▶ Recorded data
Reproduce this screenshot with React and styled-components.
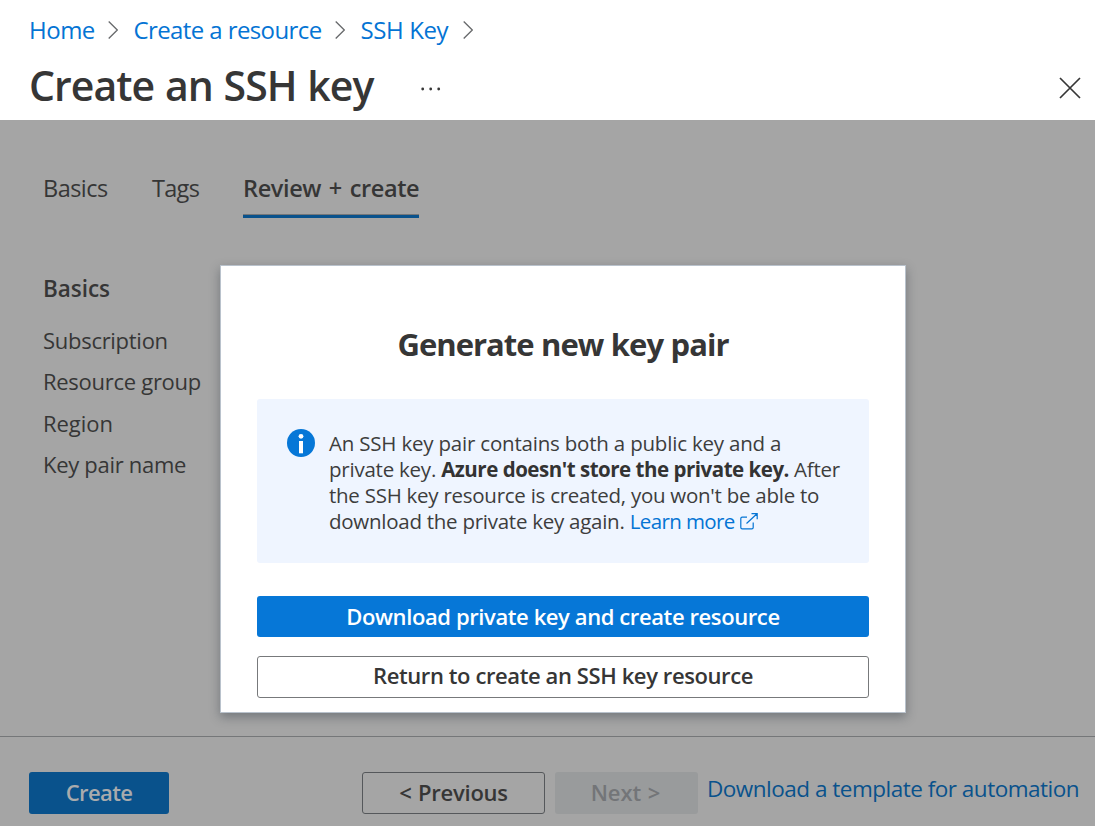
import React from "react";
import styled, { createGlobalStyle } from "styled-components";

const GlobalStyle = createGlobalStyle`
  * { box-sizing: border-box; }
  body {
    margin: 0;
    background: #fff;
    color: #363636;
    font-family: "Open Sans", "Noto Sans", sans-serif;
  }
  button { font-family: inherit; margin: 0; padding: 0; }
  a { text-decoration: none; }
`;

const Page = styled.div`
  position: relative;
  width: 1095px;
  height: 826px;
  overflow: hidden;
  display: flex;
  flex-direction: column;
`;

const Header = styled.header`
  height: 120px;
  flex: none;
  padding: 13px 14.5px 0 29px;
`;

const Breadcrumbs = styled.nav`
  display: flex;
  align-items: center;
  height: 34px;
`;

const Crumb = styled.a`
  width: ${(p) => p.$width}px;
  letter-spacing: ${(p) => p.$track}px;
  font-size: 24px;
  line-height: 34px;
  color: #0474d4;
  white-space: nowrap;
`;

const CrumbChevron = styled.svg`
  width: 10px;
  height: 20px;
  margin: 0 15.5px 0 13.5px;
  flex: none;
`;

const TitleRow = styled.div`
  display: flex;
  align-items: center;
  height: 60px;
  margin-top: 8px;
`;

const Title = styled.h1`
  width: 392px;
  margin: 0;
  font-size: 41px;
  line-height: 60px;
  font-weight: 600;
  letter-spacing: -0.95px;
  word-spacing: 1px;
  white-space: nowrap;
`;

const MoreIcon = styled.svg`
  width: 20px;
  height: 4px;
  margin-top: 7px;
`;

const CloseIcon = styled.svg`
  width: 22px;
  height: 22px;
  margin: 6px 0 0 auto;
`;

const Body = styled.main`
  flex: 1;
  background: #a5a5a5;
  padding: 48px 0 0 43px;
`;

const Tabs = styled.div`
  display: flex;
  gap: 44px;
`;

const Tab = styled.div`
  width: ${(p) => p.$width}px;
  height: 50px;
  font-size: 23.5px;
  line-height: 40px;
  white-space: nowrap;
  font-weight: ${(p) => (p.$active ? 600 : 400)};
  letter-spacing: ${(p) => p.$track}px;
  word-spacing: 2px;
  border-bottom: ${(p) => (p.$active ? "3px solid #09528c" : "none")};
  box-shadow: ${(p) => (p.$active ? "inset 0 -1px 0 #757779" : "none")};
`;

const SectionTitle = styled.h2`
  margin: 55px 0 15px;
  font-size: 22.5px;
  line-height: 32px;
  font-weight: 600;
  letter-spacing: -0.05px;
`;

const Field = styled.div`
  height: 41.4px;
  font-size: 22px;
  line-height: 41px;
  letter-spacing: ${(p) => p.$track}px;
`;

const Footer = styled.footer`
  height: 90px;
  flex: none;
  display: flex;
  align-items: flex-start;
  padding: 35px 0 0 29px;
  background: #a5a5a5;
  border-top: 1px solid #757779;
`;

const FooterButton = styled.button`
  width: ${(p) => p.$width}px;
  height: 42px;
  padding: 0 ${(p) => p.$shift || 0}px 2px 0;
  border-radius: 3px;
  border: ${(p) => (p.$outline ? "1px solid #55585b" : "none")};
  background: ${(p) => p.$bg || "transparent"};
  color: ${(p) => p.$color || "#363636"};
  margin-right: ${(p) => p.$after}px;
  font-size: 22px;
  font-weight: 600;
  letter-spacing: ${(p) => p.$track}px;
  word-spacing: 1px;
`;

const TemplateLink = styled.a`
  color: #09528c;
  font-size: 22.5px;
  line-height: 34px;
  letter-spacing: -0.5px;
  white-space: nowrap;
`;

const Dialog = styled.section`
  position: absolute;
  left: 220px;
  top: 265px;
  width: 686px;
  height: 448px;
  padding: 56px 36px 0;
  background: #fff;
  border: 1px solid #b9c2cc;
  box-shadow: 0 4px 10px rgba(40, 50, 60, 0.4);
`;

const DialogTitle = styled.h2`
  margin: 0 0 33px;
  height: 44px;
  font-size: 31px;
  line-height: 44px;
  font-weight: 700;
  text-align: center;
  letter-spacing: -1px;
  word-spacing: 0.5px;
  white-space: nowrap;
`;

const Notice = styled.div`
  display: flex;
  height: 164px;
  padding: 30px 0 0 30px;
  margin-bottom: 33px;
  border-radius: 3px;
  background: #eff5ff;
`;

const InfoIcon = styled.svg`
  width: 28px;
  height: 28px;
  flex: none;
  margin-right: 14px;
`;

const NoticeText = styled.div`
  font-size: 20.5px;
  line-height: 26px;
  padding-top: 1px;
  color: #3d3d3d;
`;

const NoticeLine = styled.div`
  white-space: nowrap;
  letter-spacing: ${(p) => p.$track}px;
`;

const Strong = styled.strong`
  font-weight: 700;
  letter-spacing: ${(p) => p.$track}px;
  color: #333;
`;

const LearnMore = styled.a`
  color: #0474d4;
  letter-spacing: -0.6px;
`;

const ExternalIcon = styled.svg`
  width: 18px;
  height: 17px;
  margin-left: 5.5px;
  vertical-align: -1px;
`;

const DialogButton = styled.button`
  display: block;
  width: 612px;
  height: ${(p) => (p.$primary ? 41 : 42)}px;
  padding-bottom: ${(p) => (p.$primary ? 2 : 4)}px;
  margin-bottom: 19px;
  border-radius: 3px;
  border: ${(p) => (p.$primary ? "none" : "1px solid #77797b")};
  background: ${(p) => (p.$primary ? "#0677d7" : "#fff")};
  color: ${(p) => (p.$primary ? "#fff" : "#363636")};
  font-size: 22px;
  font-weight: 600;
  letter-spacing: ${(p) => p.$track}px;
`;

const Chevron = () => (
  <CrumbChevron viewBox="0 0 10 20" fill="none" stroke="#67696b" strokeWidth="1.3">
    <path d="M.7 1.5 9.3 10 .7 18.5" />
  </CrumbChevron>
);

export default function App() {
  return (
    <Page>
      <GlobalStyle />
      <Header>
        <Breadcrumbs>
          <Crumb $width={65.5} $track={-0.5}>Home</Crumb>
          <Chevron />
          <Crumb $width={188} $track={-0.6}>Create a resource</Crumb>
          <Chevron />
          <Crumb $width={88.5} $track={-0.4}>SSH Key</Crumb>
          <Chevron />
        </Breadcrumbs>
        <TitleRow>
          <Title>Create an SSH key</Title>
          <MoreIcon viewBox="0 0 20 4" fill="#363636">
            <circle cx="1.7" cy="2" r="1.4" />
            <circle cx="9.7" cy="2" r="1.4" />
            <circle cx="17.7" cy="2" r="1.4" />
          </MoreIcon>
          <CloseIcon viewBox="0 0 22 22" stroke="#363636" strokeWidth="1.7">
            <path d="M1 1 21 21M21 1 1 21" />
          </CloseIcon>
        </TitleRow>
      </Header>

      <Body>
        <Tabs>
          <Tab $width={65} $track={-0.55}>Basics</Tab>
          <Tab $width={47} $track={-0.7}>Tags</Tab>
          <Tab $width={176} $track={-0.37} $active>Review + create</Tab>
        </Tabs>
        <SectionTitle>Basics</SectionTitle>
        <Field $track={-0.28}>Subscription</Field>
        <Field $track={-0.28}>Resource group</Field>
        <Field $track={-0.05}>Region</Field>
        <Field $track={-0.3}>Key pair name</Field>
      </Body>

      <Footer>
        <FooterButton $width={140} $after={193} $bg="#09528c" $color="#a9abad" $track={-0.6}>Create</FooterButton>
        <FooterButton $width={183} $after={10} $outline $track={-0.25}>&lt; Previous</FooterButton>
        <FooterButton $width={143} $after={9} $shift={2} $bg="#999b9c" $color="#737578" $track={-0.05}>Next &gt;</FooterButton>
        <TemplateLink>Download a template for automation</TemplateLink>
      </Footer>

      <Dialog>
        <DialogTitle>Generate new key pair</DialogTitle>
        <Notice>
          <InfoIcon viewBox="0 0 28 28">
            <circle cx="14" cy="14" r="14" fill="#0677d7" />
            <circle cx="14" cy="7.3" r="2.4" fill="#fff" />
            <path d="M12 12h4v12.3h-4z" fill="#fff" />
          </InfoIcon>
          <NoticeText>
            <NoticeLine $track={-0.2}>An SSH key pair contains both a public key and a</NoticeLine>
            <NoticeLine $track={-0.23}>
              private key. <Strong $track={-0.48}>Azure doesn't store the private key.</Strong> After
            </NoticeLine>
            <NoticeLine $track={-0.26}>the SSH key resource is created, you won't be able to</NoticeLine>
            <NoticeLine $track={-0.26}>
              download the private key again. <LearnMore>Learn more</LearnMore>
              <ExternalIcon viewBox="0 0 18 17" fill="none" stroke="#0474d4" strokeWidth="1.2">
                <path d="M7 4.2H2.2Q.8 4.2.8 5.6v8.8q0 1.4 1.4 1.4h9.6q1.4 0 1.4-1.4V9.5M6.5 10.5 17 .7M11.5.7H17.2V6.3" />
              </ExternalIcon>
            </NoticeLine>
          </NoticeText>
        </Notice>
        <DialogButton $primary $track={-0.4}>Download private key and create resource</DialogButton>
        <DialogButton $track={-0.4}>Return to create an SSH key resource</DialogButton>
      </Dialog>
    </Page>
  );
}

▶ Exercise goal
Your answer should be only the number of lines that hold the word "components".

▶ Final result
2